Narrator: Deploying the principles and strategies of cooperation, Linda Leaks fought for housing justice in Washington, DC for 35 years. A tireless activist, an organizer and a co-op educator. The "godmother of DC Housing" helped hundreds of DC tenants become owners of their homes.
Born in 1948 in Barnesville, Georgia, Linda spent much of her childhood caring for her mother and younger brothers. As a high schooler in St Petersburg, Florida, she was unable to participate in many activities because of those family obligations. She enjoyed reading, but black children were not welcome at her neighborhood library.
Finding the segregationist environment of Florida unbearable, Linda planned a move north, looking for a city with a predominantly black community. She chose "Chocolate City", Washington, D.C.. Linda arrived in D.C. in 1978 as gentrification threatened the homes of thousands of longtime black residents. She found an affordable apartment in a poorly maintained complex in the northeast quadrant of the city. The decrepit condition of her new home motivated her to start organizing.
In 1982, she co-founded a collective house with three other black women known as the T Street Collective. The house became a hub of black feminist organizing as she studied for a degree in mass media arts from the University of the District of Columbia. Linda worked as a janitor in a federal office building and later as an office administrator. She also completed a master's degree in community economic development from Southern New Hampshire University in 1987. Linda secured her first job as a tenant organizer while seeking assistance for her own building. Washington Inner-City Self Help, or WISH, was formed in 1975 to protect a dwindling supply of affordable homes in the city. WISH organizers talked with Linda about limited equity, housing co-ops, and she was quick to see the benefits.
Soon after, Linda joined the WISH staff and began a career as a housing justice warrior. Linda focused on buildings with predominantly black residents. She advocated for tenants before D.C. City Council, demanding that landlords be cited and fined for neglecting their buildings. She encouraged tenants to take the fight right to landlord's neighborhoods, organizing demonstrations to shame them where they lived. Working with tenant groups with names such as the Last Holdouts, and We Shall Not Be Moved, Linda educated residents about their right of first refusal and helped them form cooperatives to become owners.

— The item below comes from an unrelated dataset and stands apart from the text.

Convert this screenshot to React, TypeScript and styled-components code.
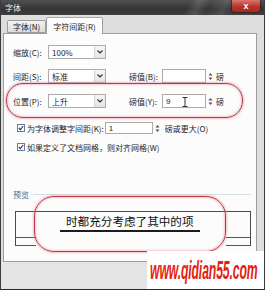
import React from "react";
import styled, { createGlobalStyle } from "styled-components";

const GlobalStyle = createGlobalStyle`
  html, body {
    margin: 0;
    padding: 0;
    background: #ffffff;
  }
`;

const CJK = `"Noto Sans CJK SC", "Noto Sans", sans-serif`;

function App() {
  return (
    <>
      <GlobalStyle />
      <Dialog.Window>
        <Dialog.TitleBar>
          <Dialog.Title>字体</Dialog.Title>
          <Dialog.Close>x</Dialog.Close>
        </Dialog.TitleBar>

        <Dialog.Frame>
          <Tabs.Strip>
            <Tabs.Tab>字体(N)</Tabs.Tab>
            <Tabs.Tab active>字符间距(R)</Tabs.Tab>
          </Tabs.Strip>

          <Dialog.Panel>
            <Form.Row>
              <Form.Label>缩放(C):</Form.Label>
              <Combo.Box>
                <Combo.Value>100%</Combo.Value>
                <Combo.Arrow>
                  <Chevron />
                </Combo.Arrow>
              </Combo.Box>
            </Form.Row>

            <Form.Row gap={10}>
              <Form.Label>间距(S):</Form.Label>
              <Combo.Box>
                <Combo.Value>标准</Combo.Value>
                <Combo.Arrow>
                  <Chevron />
                </Combo.Arrow>
              </Combo.Box>
              <Form.Label2>磅值(B):</Form.Label2>
              <Spin.Input width={44} />
              <Spin.Arrows>
                <SpinGlyph />
              </Spin.Arrows>
              <Form.Unit>磅</Form.Unit>
            </Form.Row>

            <Form.Row gap={11}>
              <Form.Label>位置(P):</Form.Label>
              <Combo.Box>
                <Combo.Value>上升</Combo.Value>
                <Combo.Arrow>
                  <Chevron />
                </Combo.Arrow>
              </Combo.Box>
              <Form.Label2>磅值(Y):</Form.Label2>
              <Spin.Input width={44}>
                9
                <Spin.Cursor>
                  <svg width="6" height="10" viewBox="0 0 6 10">
                    <path
                      d="M0.5 0.5h2.5M3 0.5h2.5M3 0.5v9M0.5 9.5h2.5M3 9.5h2.5"
                      stroke="#333"
                      strokeWidth="1"
                      fill="none"
                    />
                  </svg>
                </Spin.Cursor>
              </Spin.Input>
              <Spin.Arrows>
                <SpinGlyph />
              </Spin.Arrows>
              <Form.Unit>磅</Form.Unit>
            </Form.Row>

            <Form.CheckRow gap={14}>
              <Check.Box>
                <CheckMark />
              </Check.Box>
              <Check.Text>为字体调整字间距(K):</Check.Text>
              <Spin.Input width={48} small>
                1
              </Spin.Input>
              <Spin.Arrows>
                <SpinGlyph />
              </Spin.Arrows>
              <Form.Unit wide>磅或更大(O)</Form.Unit>
            </Form.CheckRow>

            <Form.CheckRow gap={7}>
              <Check.Box>
                <CheckMark />
              </Check.Box>
              <Check.Text>如果定义了文档网格，则对齐网格(W)</Check.Text>
            </Form.CheckRow>

            <Preview.Legend>
              <span>预览</span>
              <Preview.Rule />
            </Preview.Legend>

            <Preview.Box>
              <Preview.Text>时都充分考虑了其中的项</Preview.Text>
              <Preview.Line />
              <Preview.Line bottom />
            </Preview.Box>
          </Dialog.Panel>
        </Dialog.Frame>

        <Dialog.Footer />

        <Mark.Ring
          style={{ left: 5, top: 83, width: 237, height: 35, borderRadius: 17 }}
        />
        <Mark.Ring
          style={{ left: 33, top: 196, width: 192, height: 56, borderRadius: 20 }}
        />

        <Watermark.Box>
          <Watermark.Text>www.qidian55.com</Watermark.Text>
        </Watermark.Box>
      </Dialog.Window>
    </>
  );
}

function Chevron() {
  return (
    <svg width="6" height="4" viewBox="0 0 6 4">
      <path d="M0.5 0.5L3 3L5.5 0.5" stroke="#333" strokeWidth="1.2" fill="none" />
    </svg>
  );
}

function SpinGlyph() {
  return (
    <svg width="5" height="9" viewBox="0 0 5 9">
      <path d="M0.5 3.5L2.5 1L4.5 3.5Z M0.5 5.5L2.5 8L4.5 5.5Z" fill="#555" />
    </svg>
  );
}

function CheckMark() {
  return (
    <svg width="6" height="6" viewBox="0 0 6 6">
      <path d="M0.8 3L2.4 4.6L5.2 1" stroke="#2a3c5a" strokeWidth="1.1" fill="none" />
    </svg>
  );
}

const Dialog = {
  Window: styled.div`
    position: relative;
    width: 265px;
    height: 290px;
    box-sizing: border-box;
    display: flex;
    flex-direction: column;
    overflow: hidden;
    background: #e2e2e2;
    border-left: 1px solid #3c3c3c;
    border-right: 1px solid #3c3c3c;
    border-bottom: 1px solid #2a2a2a;
    font-family: ${CJK};
    font-size: 8px;
    color: #1e1e1e;
  `,
  TitleBar: styled.div`
    position: relative;
    height: 15px;
    flex: none;
    display: flex;
    align-items: center;
    padding-left: 4px;
    background:
      linear-gradient(115deg, transparent 70%, rgba(255, 255, 255, 0.12) 74%, transparent 78%, rgba(255, 255, 255, 0.1) 84%, transparent 88%),
      linear-gradient(to bottom, #505050, #343434 60%, #3e3e3e);
  `,
  Title: styled.span`
    color: #ececec;
    font-size: 8px;
    line-height: 1;
  `,
  Close: styled.div`
    position: absolute;
    top: 0;
    right: 4px;
    width: 28px;
    height: 12px;
    display: flex;
    align-items: center;
    justify-content: center;
    border-radius: 0 0 3px 3px;
    background: linear-gradient(to bottom, #d9766a, #b8332a 55%, #a52a22);
    box-shadow: 0 0 0 1px rgba(60, 20, 20, 0.6);
    color: #ffffff;
    font-family: "Liberation Sans", sans-serif;
    font-weight: bold;
    font-size: 9px;
    line-height: 1;
  `,
  Frame: styled.div`
    flex: none;
    padding: 2px 7px 0 2px;
    background: #dedede;
  `,
  Panel: styled.div`
    position: relative;
    height: 229px;
    box-sizing: border-box;
    padding: 11px 0 0 9px;
    border: 1px solid #9c9c9c;
    background: #fcfcfc;
  `,
  Footer: styled.div`
    flex: 1;
    background: #e4e4e4;
  `,
};

const Tabs = {
  Strip: styled.div`
    height: 16px;
    display: flex;
    align-items: flex-end;
    padding-left: 4px;
  `,
  Tab: styled.div<{ active?: boolean }>`
    position: relative;
    z-index: ${(p) => (p.active ? 2 : 1)};
    box-sizing: border-box;
    height: ${(p) => (p.active ? 17 : 13)}px;
    margin-bottom: ${(p) => (p.active ? -1 : 0)}px;
    padding: 0 ${(p) => (p.active ? 6 : 5)}px;
    display: flex;
    align-items: center;
    border: 1px solid #9c9c9c;
    border-bottom: ${(p) => (p.active ? "none" : "1px solid #9c9c9c")};
    border-top-color: ${(p) => (p.active ? "#e0a050" : "#9c9c9c")};
    border-radius: 2px 2px 0 0;
    background: ${(p) =>
      p.active ? "#fcfcfc" : "linear-gradient(to bottom, #f2f2f2, #dcdcdc)"};
    font-size: 8px;
    white-space: nowrap;
  `,
};

const Form = {
  Row: styled.div<{ gap?: number }>`
    height: 14px;
    margin-top: ${(p) => p.gap ?? 0}px;
    display: flex;
    align-items: center;
  `,
  CheckRow: styled.div<{ gap?: number }>`
    height: 12px;
    margin-top: ${(p) => p.gap ?? 0}px;
    padding-left: 4px;
    display: flex;
    align-items: center;
  `,
  Label: styled.span`
    width: 35px;
    flex: none;
    white-space: nowrap;
  `,
  Label2: styled.span`
    width: 33px;
    margin-left: 23px;
    flex: none;
    white-space: nowrap;
  `,
  Unit: styled.span<{ wide?: boolean }>`
    margin-left: ${(p) => (p.wide ? 5 : 3)}px;
    white-space: nowrap;
  `,
};

const Combo = {
  Box: styled.div`
    width: 58px;
    height: 14px;
    box-sizing: border-box;
    flex: none;
    display: flex;
    align-items: center;
    border: 1px solid #ababab;
    background: #ffffff;
  `,
  Value: styled.span`
    flex: 1;
    padding-left: 3px;
    font-size: 8px;
  `,
  Arrow: styled.span`
    width: 10px;
    height: 12px;
    display: flex;
    align-items: center;
    justify-content: center;
    border-left: 1px solid #d4d4d4;
    background: linear-gradient(to bottom, #f6f6f6, #e4e4e4);
  `,
};

const Spin = {
  Input: styled.div<{ width: number; small?: boolean }>`
    position: relative;
    width: ${(p) => p.width}px;
    height: ${(p) => (p.small ? 12 : 14)}px;
    box-sizing: border-box;
    flex: none;
    display: flex;
    align-items: center;
    padding-left: 3px;
    border: 1px solid #ababab;
    background: #ffffff;
    font-family: "Liberation Sans", sans-serif;
    font-size: 8px;
  `,
  Cursor: styled.span`
    position: absolute;
    left: 19px;
    top: 2px;
    display: flex;
  `,
  Arrows: styled.span`
    margin-left: 2px;
    display: flex;
    align-items: center;
  `,
};

const Check = {
  Box: styled.span`
    width: 8px;
    height: 8px;
    box-sizing: border-box;
    flex: none;
    display: flex;
    align-items: center;
    justify-content: center;
    border: 1px solid #6a7d95;
    background: #f6f8fb;
  `,
  Text: styled.span`
    margin-left: 2px;
    margin-right: 1px;
    white-space: nowrap;
  `,
};

const Preview = {
  Legend: styled.div`
    height: 10px;
    margin-top: 36px;
    display: flex;
    align-items: center;
    gap: 4px;
    color: #50698a;
  `,
  Rule: styled.div`
    flex: 1;
    height: 0;
    margin-right: 5px;
    border-top: 1px solid #d6dfe6;
  `,
  Box: styled.div`
    width: 236px;
    height: 35px;
    margin: 12px 0 0 2px;
    box-sizing: border-box;
    display: flex;
    flex-direction: column;
    align-items: flex-start;
    border: 1px solid #4a4a4a;
    border-bottom: none;
  `,
  Text: styled.div`
    margin: 2px 0 0 44px;
    padding: 0 6px 1px;
    border-bottom: 2px solid #1c1c1c;
    font-family: ${CJK};
    font-size: 11.6px;
    line-height: 15px;
    color: #111111;
    white-space: nowrap;
  `,
  Line: styled.div<{ bottom?: boolean }>`
    width: 100%;
    height: 1px;
    margin-top: ${(p) => (p.bottom ? "7px" : "auto")};
    background: linear-gradient(
      to right,
      #555 20px,
      transparent 20px,
      transparent 210px,
      #555 210px
    );
  `,
};

const Mark = {
  Ring: styled.div`
    position: absolute;
    box-sizing: border-box;
    border: 1.5px solid #b63a48;
    box-shadow: 0 0 2px 1px rgba(230, 140, 150, 0.55),
      inset 0 0 2px 1px rgba(230, 140, 150, 0.45);
    pointer-events: none;
  `,
};

const Watermark = {
  Box: styled.div`
    position: absolute;
    right: 0;
    bottom: 0;
    width: 117px;
    height: 38px;
    background: #ffffff;
    overflow: hidden;
  `,
  Text: styled.div`
    position: absolute;
    left: 3px;
    top: 5px;
    transform: scaleX(0.49);
    transform-origin: left top;
    font-family: "Liberation Sans", Arial, sans-serif;
    font-weight: bold;
    font-style: italic;
    font-size: 25px;
    line-height: 28px;
    color: #e51f12;
    white-space: nowrap;
    letter-spacing: -0.3px;
  `,
};

export default App;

In 1989, tenants of Capitol View Plaza sought help from WISH through a federal housing program meant to encourage public housing tenants to become invested in their homes. Capitol View residents had been promised the right to buy their homes. A bit of their rent, they were told, would be held toward the purchase, but the opportunity never came and the program was canceled; tenants were never informed. Linda stepped in. She helped members form an association and showed them how to force government officials to pay attention, even arranging for school bus rides down to government offices. Eventually, the tenants prevailed, securing $3 million in federal funding to rehabilitate their buildings. Renamed as Southern Homes and Gardens Cooperative, the co-op became the first housing cooperative in the United States formed by public housing tenants.
As she worked to secure co-op ownership for tenants, Linda developed more than 30 educational programs to help renters transition to owners. Being a co-op educator was a role she treasured. "I love that above anything else:" she once said, "to teach people how to own their own cooperative housing." Linda was also a co-op innovator. She imagined management and janitorial cooperatives to service the new co-ops, and developed plans to create them. She helped form a co-op for social justice advocates called the Ella Jo Baker Intentional Cooperative. It's where she lives today.
In 1992, Linda traveled to Johannesburg to begin her life's proudest work, supporting the development of the first post-apartheid housing cooperatives in South Africa. Linda and her colleagues helped the residents of seven buildings in three neighborhoods form cooperatives and buy their homes.
Linda Leakes demonstrated the good that a serious, selfless, determined advocate can do in a needful community. Her strength as an organizer, innovator and co-op visionary secured the homes of hundreds of longtime D.C. residents for working tirelessly on behalf of people she considered her neighbors and friends. We honor her with induction into the Cooperative Hall of Fame.